A fourth-generation Idahoan, Marianne (Fairchild) Williams grew up ranching and working on the family farm in Midvale. She grew up with Larry Williams, a fifth-generation Midvale resident, and they married in 1962. They have three children: Cari Meyer, Cris Williams and Cory Williams.
Marianne Williams has played an integral role in several businesses founded with her husband. They created the Idaho Timber Corp. in 1970 and acquired Barber Valley land for some of its operations.
Together they have supported collegiate athletics at Boise State University and served on the Bronco Athletic Association board. Along with the Caven family, they pledged $3 million to the Caven-Williams Sports Complex and $5 million to the latest Bronco Stadium expansion project. Their names are on the Larry and Marianne Williams Plaza in front of the stadium's Allen Noble Hall of Fame Gallery.
The Williamses also raise cattle and racehorses at their Tree Top Ranch outside Parma. Last year, one of their thoroughbreds, Rousing Sermon, finished eighth in the Kentucky Derby.
'RIBBON OF JEWELS'
The ribbon is made of up seven parks along the Boise River that celebrate prominent women in Boise history - from pioneers to contemporary philanthropists.
The parks are connected by the Greenbelt and cover 457 acres - nearly a fourth of all city parkland. Four are complete; three are in development.
Julia McCrumb Davis was one of Boise's first pioneers, arriving from Ontario, Canada, in 1869. She married Thomas Jefferson Davis in 1871. She worked side by side with her husband farming and ranching until her death in 1907. Created in 1907 as Boise's first public park, the 89-acre site is the cultural, historic and artistic gateway to the heart of the city. Within the park are Zoo Boise, museums, gardens, lagoons, a playground, tennis courts, a rose garden and band shell.

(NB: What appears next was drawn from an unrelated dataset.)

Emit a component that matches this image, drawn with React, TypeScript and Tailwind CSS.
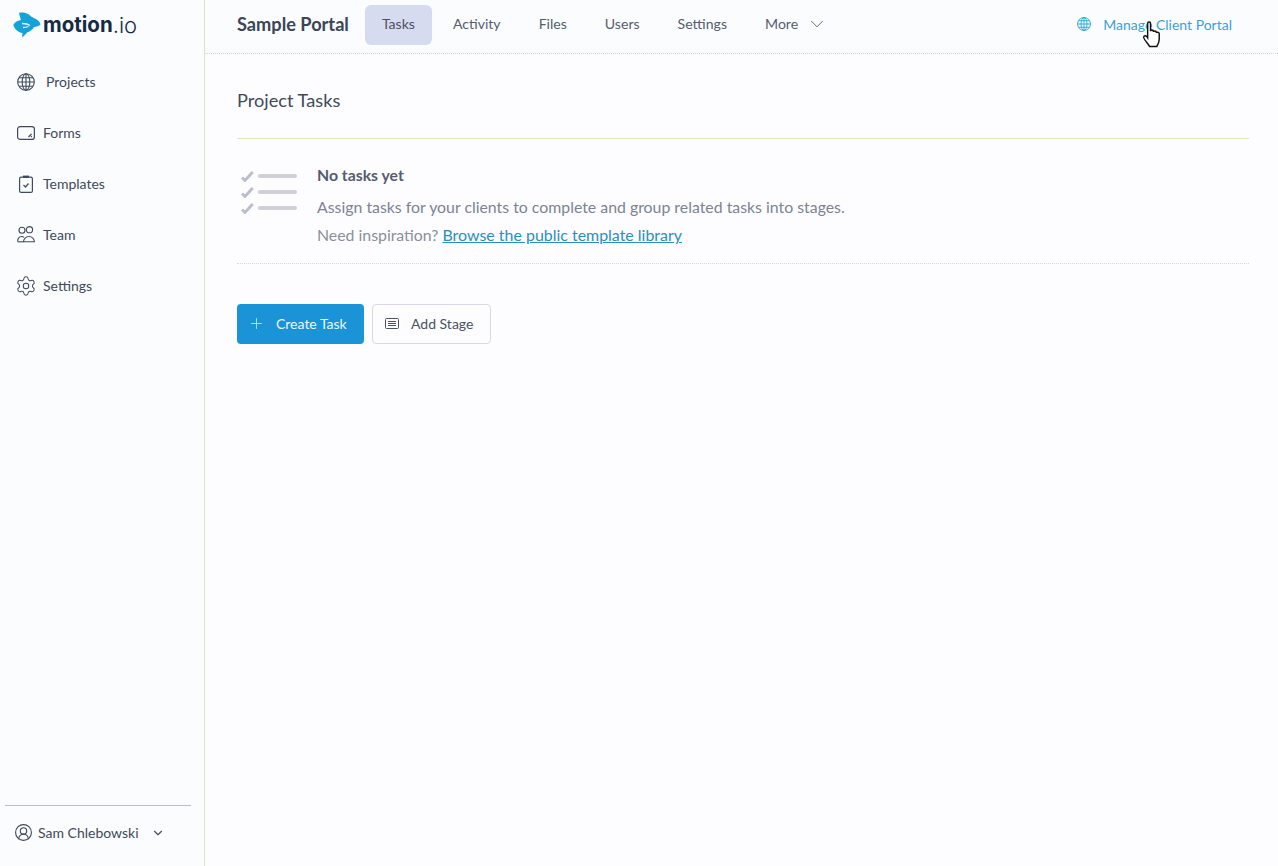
import { ChevronDown, CircleUserRound, Plus, Settings } from "lucide-react";

const font = "[font-family:Lato,'Liberation_Sans',sans-serif]";

function GlobeIcon({ size, color }: { size: number; color: string }) {
  return (
    <svg width={size} height={size} viewBox="0 0 18 18" fill="none" stroke={color} strokeWidth="1.100" className="shrink-0">
      <circle cx="9" cy="9" r="8.300" />
      <ellipse cx="9" cy="9" rx="3.800" ry="8.300" />
      <path d="M9 .7v16.600M.7 9h16.600M2 4.800h14M2 13.200h14" />
    </svg>
  );
}

function Logo() {
  return (
    <div className="flex h-[50px] items-center pl-[13px]">
      <svg width="28" height="26" viewBox="0 0 28 26" className="shrink-0">
        <path
          d="M6 .8C11-.2 15 1 17.500 4c1.500 1.500 5 2 7.500 4.500 1.500 1.500 2.500 3 2.500 4-1.500 1.500-4 2.500-6.500 2.500-1.500 3-4.500 4.500-7 5.500-1 1.500-3 3.500-5 5l.5-4.500C5 20.500 1.500 17 .3 13 1.500 10.500 4 8.500 8 8 7 5.500 6.500 3 6 .8z"
          fill="#14a3d8"
        />
        <path d="M9 11.500c3 0 6 .5 8 2M10 15.500c2 0 4-.5 5.500-1" fill="none" stroke="#dff3fb" strokeWidth="1.300" />
      </svg>
      <span className="ml-[2px] [font-family:Inter,sans-serif] text-[20.500px] leading-none font-bold text-[#152b45]">motion</span>
      <span className="[font-family:Inter,sans-serif] text-[22px] leading-none font-light text-[#152b45]">.io</span>
    </div>
  );
}

function FormsIcon() {
  return (
    <svg width="18" height="14" viewBox="0 0 18 14" fill="none" stroke="#3f4a5c" strokeWidth="1.200">
      <rect x=".6" y=".6" width="16.800" height="12.800" rx="2.500" />
      <path d="M11.500 11l3-3M14 11l.8-.8" />
    </svg>
  );
}

function TemplatesIcon() {
  return (
    <svg width="14" height="18" viewBox="0 0 14 18" fill="none" stroke="#3f4a5c" strokeWidth="1.200">
      <rect x=".6" y="2.200" width="12.800" height="15.200" rx="1.500" />
      <rect x="4" y=".6" width="6" height="2.400" fill="#3f4a5c" stroke="none" />
      <path d="M4.500 10l2 2 3-3.500" />
    </svg>
  );
}

function TeamIcon() {
  return (
    <svg width="18" height="17" viewBox="0 0 18 17" fill="none" stroke="#3f4a5c" strokeWidth="1.100">
      <circle cx="5" cy="4.200" r="3" />
      <circle cx="12.500" cy="3.700" r="3.100" />
      <path d="M.6 15.500c0-3 1.600-5 4-5 1 0 1.800.3 2.400.8M6.500 15.800c0-3 2.500-5.300 5.500-5.300s5.400 2.300 5.400 5.300z" />
      <path d="M.6 15.800h5.900" />
    </svg>
  );
}

function SideItem({ icon, label, gap }: { icon: React.ReactNode; label: string; gap: string }) {
  return (
    <div className="flex h-[51px] items-center pl-[17px] text-[14px] text-[#3f4a5a]">
      <span className={`flex w-[18px] shrink-0 justify-center ${gap}`}>{icon}</span>
      {label}
    </div>
  );
}

function Sidebar() {
  return (
    <aside className="flex h-full w-[205px] shrink-0 flex-col border-r border-[#dfe3c4] bg-[#fbfcfe]">
      <Logo />
      <nav className="mt-[6px] flex flex-col">
        <SideItem icon={<GlobeIcon size={18} color="#3f4a5c" />} label="Projects" gap="mr-[11px]" />
        <SideItem icon={<FormsIcon />} label="Forms" gap="mr-2" />
        <SideItem icon={<TemplatesIcon />} label="Templates" gap="mr-2" />
        <SideItem icon={<TeamIcon />} label="Team" gap="mr-2" />
        <SideItem icon={<Settings size={22} strokeWidth={1.100} color="#3f4a5c" className="shrink-0" />} label="Settings" gap="mr-2" />
      </nav>
      <div className="mx-[5px] mt-auto mr-[13px] flex h-[61px] items-center border-t border-[#bdbdc4] pb-[7px] pl-[9px] text-[14px] text-[#3f4a5a]">
        <CircleUserRound size={19} strokeWidth={1.400} color="#3f4a5c" className="mr-[5px]" />
        Sam Chlebowski
        <ChevronDown size={14} strokeWidth={2} color="#46505f" className="ml-[12px]" />
      </div>
    </aside>
  );
}

function Tab({ label, active }: { label: string; active?: boolean }) {
  return (
    <div
      className={`flex h-10 items-center rounded-md px-[17px] pb-[2px] text-[14.100px] ${active ? "w-[67px] bg-[#d7dbef] text-[#4a5165]" : "text-[#555e6e]"}`}
    >
      {label}
    </div>
  );
}

function Header() {
  return (
    <header className="relative flex h-[54px] shrink-0 items-center border-b border-dotted border-[#d2d3ea] bg-[#fbfcfe] pr-[46px] pb-[3px] pl-8">
      <h1 className="mr-4 text-[18.200px] font-bold text-[#3a4557]">Sample Portal</h1>
      <div className="flex gap-1">
        <Tab label="Tasks" active />
        <Tab label="Activity" />
        <Tab label="Files" />
        <Tab label="Users" />
        <Tab label="Settings" />
        <div className="flex h-10 items-center pb-[2px] pl-[17px] text-[14.100px] text-[#555e6e]">
          More
          <ChevronDown size={22} strokeWidth={1} className="ml-[8px]" />
        </div>
      </div>
      <div className="ml-auto flex items-center pb-[2px] text-[14px] text-[#3f9fd8]">
        <GlobeIcon size={14} color="#1ba6c9" />
        <span className="ml-3">Manage Client Portal</span>
      </div>
      <svg width="19" height="27" viewBox="0 0 18 28" className="absolute top-[21px] left-[937px]">
        <path
          d="M5 2.500c0-2 3-2 3 0v8c0-1.500 3-1.500 3 0v1c0-1.500 3-1.500 3 0v1c0-1.300 3-1 3 .5v6c0 3.500-1.500 5-2.500 7.500H7c-1-2.500-5-6-6-9-.5-2 1.500-3 3-1.500l1 1.500z"
          fill="#fff"
          stroke="#111"
          strokeWidth="1.500"
        />
      </svg>
    </header>
  );
}

function EmptyIcon() {
  return (
    <div className="flex w-[56px] flex-col gap-[6px] text-[#bcbfca]">
      {[0, 1, 2].map((i) => (
        <div key={i} className="flex h-[10px] items-center gap-[4px]">
          <svg width="13" height="11" viewBox="0 0 13 11" fill="none" stroke="currentColor" strokeWidth="3">
            <path d="M1 6.500l3 3L12 1" />
          </svg>
          <span className="h-[4px] w-[40px] rounded-full bg-[#cfd0d8]" />
        </div>
      ))}
    </div>
  );
}

function Main() {
  return (
    <main className="flex-1 pt-[33px] pr-[29px] pl-8">
      <h2 className="text-[18.200px] leading-[26px] text-[#3f4a5b]">Project Tasks</h2>
      <div className="mt-[25px] border-t border-[#e2e5c0]" />
      <div className="flex border-b border-dotted border-[#d5d6e3] pt-[26px] pb-[18px]">
        <div className="pt-[6px] pl-1">
          <EmptyIcon />
        </div>
        <div className="ml-5">
          <p className="text-[15.800px] leading-[20px] font-bold text-[#555c6e]">No tasks yet</p>
          <p className="mt-[12px] text-[15.850px] leading-[20px] text-[#7c8394]">
            Assign tasks for your clients to complete and group related tasks into stages.
          </p>
          <p className="mt-2 text-[15.850px] leading-[20px] text-[#8a8f9c]">
            Need inspiration? <span className="text-[15.950px] text-[#2a8fbe] underline">Browse the public template library</span>
          </p>
        </div>
      </div>
      <div className="mt-10 flex gap-2">
        <button className="flex h-10 w-[127px] items-center rounded bg-[#1a94d6] pb-[2px] pl-[11px] text-[14px] text-[#eef7fc]">
          <Plus size={17} strokeWidth={1.300} color="#b9def3" className="mr-[11px]" />
          Create Task
        </button>
        <button className="flex h-10 w-[119px] items-center rounded border border-[#d8d8e8] pb-[2px] pl-[12px] text-[14px] text-[#4a5262]">
          <svg width="14" height="11" viewBox="0 0 14 11" fill="none" stroke="#4a5262" strokeWidth="1" className="mr-[12px]">
            <rect x=".5" y=".5" width="13" height="10" rx="1" />
            <path d="M3 3.500h8M3 5.500h8M3 7.500h8" />
          </svg>
          Add Stage
        </button>
      </div>
    </main>
  );
}

export default function App() {
  return (
    <div className={`flex h-[866px] bg-[#fdfdff] ${font}`}>
      <Sidebar />
      <div className="flex min-w-0 flex-1 flex-col">
        <Header />
        <Main />
      </div>
    </div>
  );
}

Anna Daly grew up in the Idaho mountains, moving to Boise at 16. In 1914, she married Harry W. Morrison, founder of famed construction company Morrison Knudsen Corp. She traveled extensively and was known for her great civic interests and friendliness. She died in 1957. Created in 1959, Ann Morrison Park is the city's largest at 153 acres. It has a reflecting pool and water cascading from an illuminated spray fountain, along with gardens, a playground, tennis courts, lighted softball diamonds, soccer and football fields, disc golf course and a picnic pavilion.
Kathryn McCurry Albertson and her husband, Joe, the grocery store pioneer, created the philanthropic J.A. and Kathryn Albertson Foundation in 1966. They met at the College of Idaho. She died in 2002. The 41-acre park dedicated in 1989 is designed to be an inner-city sanctuary for resident and migratory wildlife. It has foot paths, outdoor gazebos and a fountain.
A native of La Crosse, Wis., Bernardine "BeeBee" Schilling moved to Boise in 1910 and graduated from what is now Bishop Kelly High School. She married the founder of the Quinn Robbins heavy construction company. She was active in the community and died in 1994. Created in 1997 on the site of a former gravel operation, the partially developed 27-acre park is dominated by 22-acre Quinn's Pond with its three docks. Future amenities include a beach area, picnic area and a waterway connecting to the Esther Simplot Park pond.
Synonymous with the performing arts in Boise since moving to Idaho in 1972, the wife of late industrialist J. R. Simplot co-founded the Boise Opera Company and built the Esther Simplot Performing Arts Academy and the Academy Annex. The undeveloped 55-acre park created in 2003 includes 17 acres of ponds and 8.9 acres of natural areas next to the new river recreation park. Plans call for fishing ponds, a playground, picnic areas and sports fields. Construction is set to begin in 2014.
Alta Harris Park
In 1950, Dallas and Alta Harris relocated their Boise County sawmill to the Barber Valley. They began acquiring additional land and set up a ranching operation raising Hereford cattle. The family matriarch died in 2012. The real estate development Harris Ranch takes its name from the family enterprise. In 2008, the family donated 21 acres along the river for a city park in Harris Ranch. Once the city has the money, the park will include sports fields, walking paths and a plaza.